A medida que se experimenta o desconstruir, quando é necessário acabar com algo que construímos um dia, é possível que se ressignifique algumas questões que só se obtém, quando se obtém, vivendo e morrendo simultaneamente. É como se o luto nos fizesse morrer um pouco também para renascer mais forte, como as fênix, animal da mitologia grega que após morrer renascia das próprias cinzas, se reconstruía.

E assim aprendemos a viver, morrendo de várias formas diferentes durante o processo de nossa existência, num viver morrendo, em um contínuo processo de reconstrução.

Como disse, não falo somente da morte refletida no palco da vida, quando a cortina se fecha e não há mais bastidores nem plateia. Falo das sucessivas perdas que temos ao longo da vida e que dão molde a pessoa que estamos nos tornando o tempo todo, assim mesmo no gerúndio. Não somos prontos, somos a transformação, somos muitas possibilidades, e o certo é que a morte em vida sempre traz o novo ou pelo menos uma nova forma de olhar a mesma coisa tantas vezes vista. Embora saibamos que isso nem sempre acontece, também sabemos que adquirir esse comportamento não é nada fácil.

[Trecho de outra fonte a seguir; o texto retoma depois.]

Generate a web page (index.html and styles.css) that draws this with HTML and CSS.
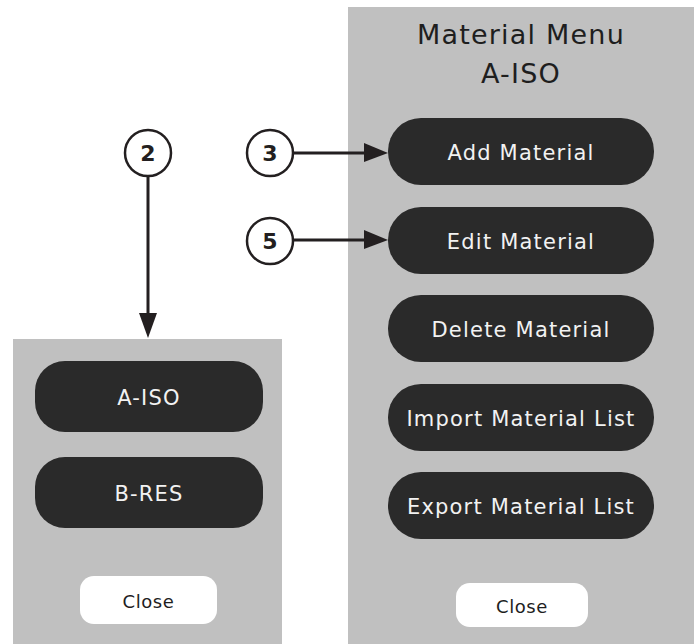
FILE: index.html
```html
<!DOCTYPE html>
<html lang="en">
<head>
  <meta charset="UTF-8" />
  <meta name="viewport" content="width=device-width, initial-scale=1.0"/>
  <title>Material Menu</title>
  <link rel="stylesheet" href="styles.css">
</head>
<body>
  <div class="stage">
    <!-- Material picker -->
    <div class="panel picker">
      <button class="btn">A-ISO</button>
      <button class="btn">B-RES</button>
      <button class="close">Close</button>
    </div>

    <!-- Material menu -->
    <div class="panel menu">
      <h2 class="title">Material Menu<br>A-ISO</h2>
      <button class="btn">Add Material</button>
      <button class="btn">Edit Material</button>
      <button class="btn">Delete Material</button>
      <button class="btn">Import Material List</button>
      <button class="btn">Export Material List</button>
      <button class="close">Close</button>
    </div>

    <!-- Callouts -->
    <svg class="callouts" width="694" height="644" viewBox="0 0 694 644">
      <g fill="none" stroke="#231f20" stroke-width="2.5">
        <circle cx="148" cy="153" r="23" />
        <circle cx="270" cy="153" r="23" />
        <circle cx="270" cy="241" r="23" />
      </g>
      <g stroke="#231f20" stroke-width="3">
        <line x1="148" y1="176" x2="148" y2="316" />
        <line x1="293" y1="153" x2="366" y2="153" />
        <line x1="293" y1="240" x2="366" y2="240" />
      </g>
      <g fill="#231f20">
        <polygon points="139,313 157,313 148,338" />
        <polygon points="364,143 364,162 388,153" />
        <polygon points="364,230 364,249 388,240" />
      </g>
      <g class="num" text-anchor="middle">
        <text x="148" y="161">2</text>
        <text x="270" y="161">3</text>
        <text x="270" y="249">5</text>
      </g>
    </svg>
  </div>
</body>
</html>
```

FILE: styles.css
```css
body {
  margin: 0;
  background: white;
  font-family: 'DejaVu Sans', sans-serif;
}
.stage {
  position: relative;
  width: 694px;
  height: 644px;
  display: flex;
  align-items: flex-end;
}
.panel {
  background-color: #c0c0c0;
  display: flex;
  flex-direction: column;
  align-items: center;
  box-sizing: border-box;
}
.picker {
  width: 269px;
  height: 305px;
  margin-left: 13px;
  padding-top: 22px;
  gap: 25px;
}
.menu {
  width: 346px;
  height: 637px;
  margin-left: 66px;
  padding-top: 8px;
  gap: 21.5px;
}
.title {
  margin: 0 0 3.5px;
  font-size: 27px;
  font-weight: normal;
  line-height: 39px;
  text-align: center;
  color: #1e1e1e;
  letter-spacing: 1.2px;
}
.btn {
  width: 266px;
  height: 67px;
  border: none;
  border-radius: 33px;
  background-color: #2a2a2a;
  color: #f2f2f2;
  font-family: inherit;
  font-size: 21px;
  letter-spacing: 1.2px;
  padding: 3px 0 0;
  cursor: pointer;
}
.picker .btn {
  width: 228px;
  height: 71px;
  border-radius: 30px;
  margin-left: 3px;
}
.close {
  width: 132px;
  height: 44px;
  border: none;
  border-radius: 14px;
  background: white;
  color: #1e1e1e;
  font-family: inherit;
  font-size: 18px;
  letter-spacing: 0.6px;
  padding: 2px 0 0;
  cursor: pointer;
}
.menu .close {
  margin-top: 22.5px;
  margin-left: 2px;
}
.picker .close {
  width: 137px;
  height: 48px;
  margin-top: 23px;
  margin-left: 2px;
}
.callouts {
  position: absolute;
  left: 0;
  top: 0;
  pointer-events: none;
}
.num text {
  font-family: 'DejaVu Sans', sans-serif;
  font-weight: bold;
  font-size: 22px;
  fill: #231f20;
}
```
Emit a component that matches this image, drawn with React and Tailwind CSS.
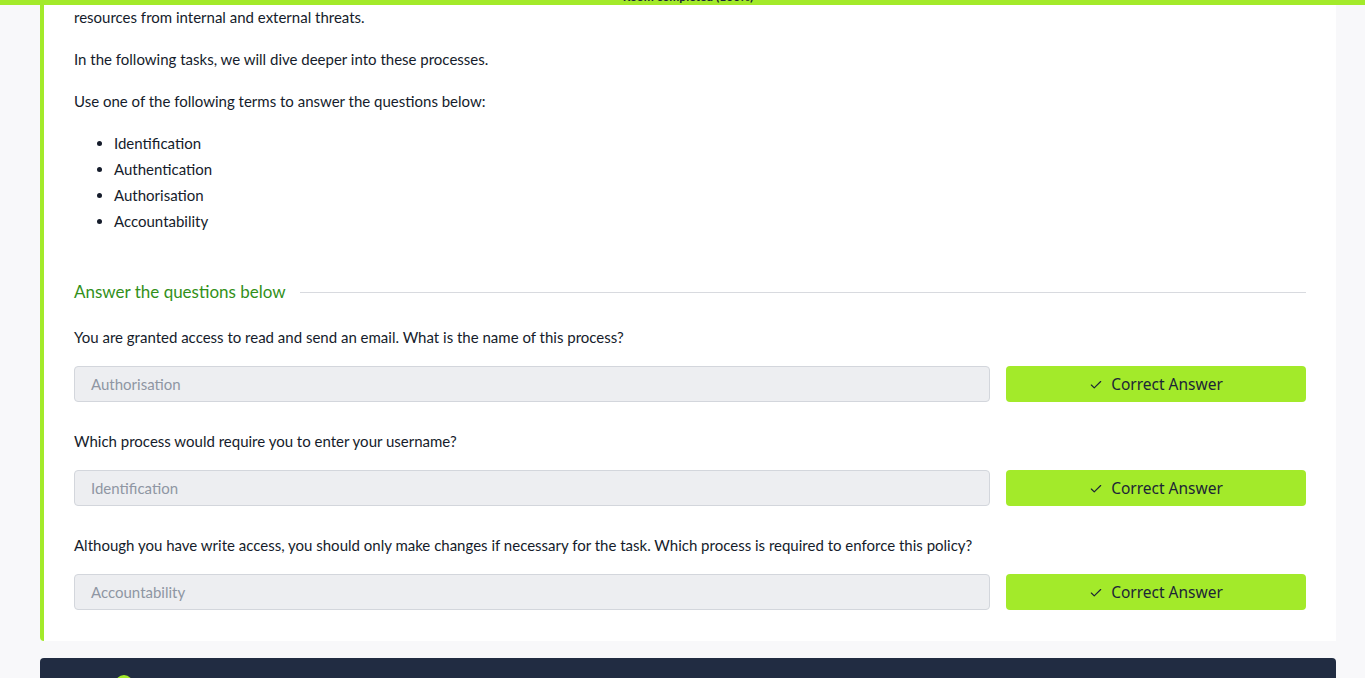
import React from "react";
import { Check } from "lucide-react";

const questions = [
  {
    q: "You are granted access to read and send an email. What is the name of this process?",
    a: "Authorisation",
  },
  { q: "Which process would require you to enter your username?", a: "Identification" },
  {
    q: "Although you have write access, you should only make changes if necessary for the task. Which process is required to enforce this policy?",
    a: "Accountability",
  },
];

const terms = ["Identification", "Authentication", "Authorisation", "Accountability"];

export default function App() {
  return (
    <div
      className="relative min-h-[678px] h-[678px] overflow-hidden bg-[#f8f8fa] text-[#151c2b]"
      style={{ fontFamily: "Lato, 'Open Sans', sans-serif" }}
    >
      {/* progress strip */}
      <div className="absolute top-0 left-0 right-0 h-[5px] bg-[#a3ea2a] z-10">
        <span className="absolute bottom-[2px] left-[688px] -translate-x-1/2 text-[12px] font-bold leading-none text-[#1c2536] whitespace-nowrap">
          Room completed (100%)
        </span>
      </div>

      <div className="pl-[40px] pr-[29px]">
        <div className="bg-white border-l-4 border-[#a3ea2a] rounded-bl-[4px] pl-[30px] pr-[30px] pt-[5px] pb-[31px]">
          <p className="text-[15px] leading-[24px]">resources from internal and external threats.</p>
          <p className="text-[15px] leading-[24px] mt-[18px]">
            In the following tasks, we will dive deeper into these processes.
          </p>
          <p className="text-[15px] leading-[24px] mt-[18px]">
            Use one of the following terms to answer the questions below:
          </p>
          <ul className="list-disc pl-[40px] mt-[17px] text-[15px] leading-[26px]">
            {terms.map((t) => (
              <li key={t}>{t}</li>
            ))}
          </ul>

          <div className="flex items-center gap-[14px] mt-[46px]">
            <span className="text-[17px] leading-[24px] text-[#32901a] whitespace-nowrap">
              Answer the questions below
            </span>
            <div className="flex-1 h-px bg-[#d8dadf]" />
          </div>

          <div className="mt-[21px] flex flex-col gap-[27px]">
            {questions.map((item) => (
              <div key={item.a}>
                <p className="text-[15px] leading-[24px]">{item.q}</p>
                <div className="flex gap-4 mt-[17px]">
                  <div className="flex-1 h-[36px] flex items-center px-4 rounded-[4px] bg-[#edeef1] border border-[#d3d6dc] text-[15px] text-[#8f96a3]">
                    {item.a}
                  </div>
                  <button
                    className="w-[300px] h-[36px] flex items-center justify-center gap-2 rounded-[4px] bg-[#a3ea2a] text-[#1c2536] text-[15.5px] pt-[2px]"
                    style={{ fontFamily: "'Noto Sans', sans-serif" }}
                  >
                    <Check size={14} strokeWidth={2} />
                    Correct Answer
                  </button>
                </div>
              </div>
            ))}
          </div>
        </div>

        <div className="mt-[17px] bg-[#212c42] rounded-t-[4px] h-[80px] px-[34px] pt-[15px] flex items-start gap-3">
          <span className="text-[15px] text-white">Task</span>
          <span className="w-[18px] h-[18px] rounded-full bg-[#a3ea2a] mt-[2px]" />
          <span className="text-[15px] text-white">Identification</span>
        </div>
      </div>
    </div>
  );
}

Só os loucos e as crianças”, disse Erasmo, intelectual humanista do século XVI, “não têm medo da morte”. Todos os adultos deveriam ser como as crianças, que encaram o novo como uma grande aventura, uma viagem a terras desconhecidas cheia de novidades. Mas o adulto, já carregado com a somatização dos traumas vividos, receia o desconhecido, não quer perder o conforto do que já conhece para se aventurar num desconfortável mundo de novas possibilidades, mesmo quando esse conforto é insatisfatório.

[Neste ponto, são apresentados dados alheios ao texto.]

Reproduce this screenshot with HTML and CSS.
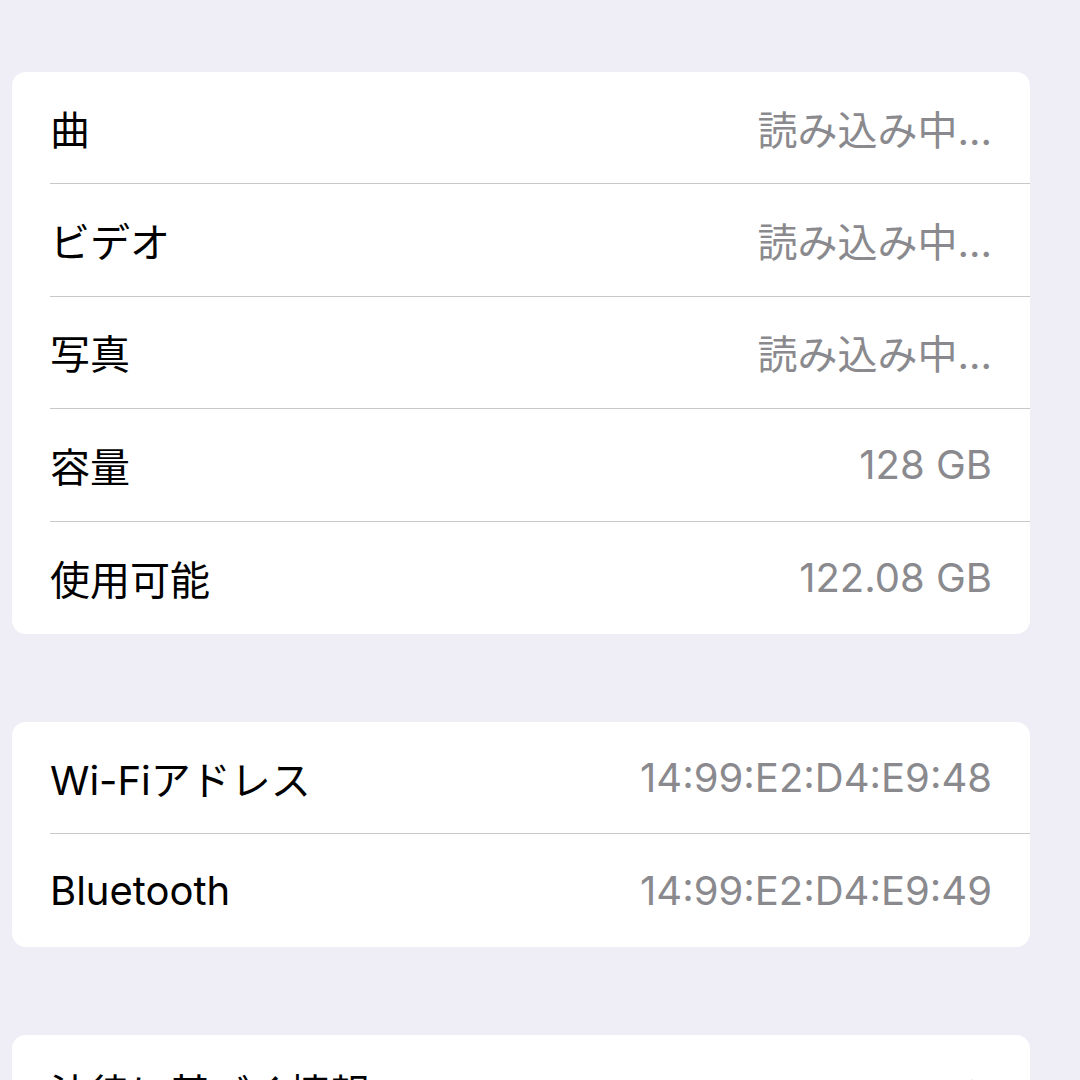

Infelizmente a maioria dos adultos não quer perder nada, sofre com seu apego mas permanece no seu conhecido quadrado desconfortavelmente confortável, e deixa de aproveitar as múltiplas chances de se ‘atirar à morte’ que a vida oferece. Deixando de viver morrendo para morrer vivendo. O pior de tudo é que esse morrer vivendo pode mesmo acabar matando, tipo morte morrida mesmo, antecipando a morte física.

Jung disse:
Não desejar viver é sinônimo de não querer morrer. Vir a ser e deixar de existir são a mesma curva ... Quem quer que não acompanhe essa curva permanece suspenso no ar e fica paralisado ... só permanece vivo quem está disposto a morrer com a vida”.

Entre “a poda do velho e a maturação do novo há um período de luto negro”, segundo Sallie Nichols é preciso vivê-lo, são estágios da longa jornada para o auto-conhecimento.